= India's Cup =

India's Cup is a motor rally made famous for being the first organized adventure tour to use the iconic Hindustan Ambassador as its flagship vehicle in 2008. According to the lead organizer, Princely J., the adventure tourism rally has been conducted five times a year since 2008 along predetermined routes. On each occasion, the participants are given the route, the destinations, and some advice and recommendations, but remain free to travel at their own pace.

== Background ==
India's Hindustan Motors has cancelled the production of the Hindustan Ambassador in 2014, remaining as one of the most easily recognized automobiles in India. This is largely because since its production began in 1957, it had been the most popular and well-known car in India for decades, with the manufacturer holding a 70 per cent share of the market. India's Cup, created in 2008 alongside the Indian Autorickshaw Challenge by the same adventure tourism operator, is 2,389 km (1,484 miles) long. The starting point is in Chennai, with the route crossing the country to the finish line in Panjim, Goa 11 days later.

== Route ==

The route is between Chennai to Thanjavur, then to Tuticorin, Alappusha, Coimbatore, Mysuru, Mangaluru, Shivamogga, and Hampi, before arriving to the finish line in Panjim, Goa.
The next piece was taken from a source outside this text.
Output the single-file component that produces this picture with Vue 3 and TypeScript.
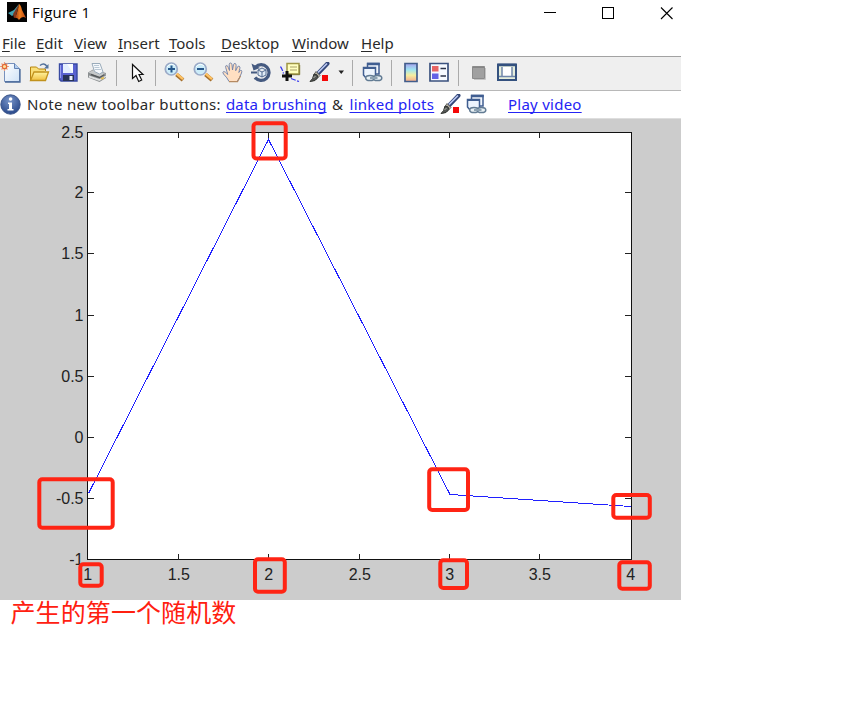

India's Cup spans 2,389 km (1,484 miles) over the course of 11 days.

== Sponsors ==

The India's Cup rally is officially backed by the online directory portal GamingZion.

== Charity ==

In addition to donating a percentage of the revenue going to charitable causes, the rally's organizers also offer an option to visit some local schools along the route, where all volunteers can choose to leave a small donation (in gifts, or money) to the students and school staff directly.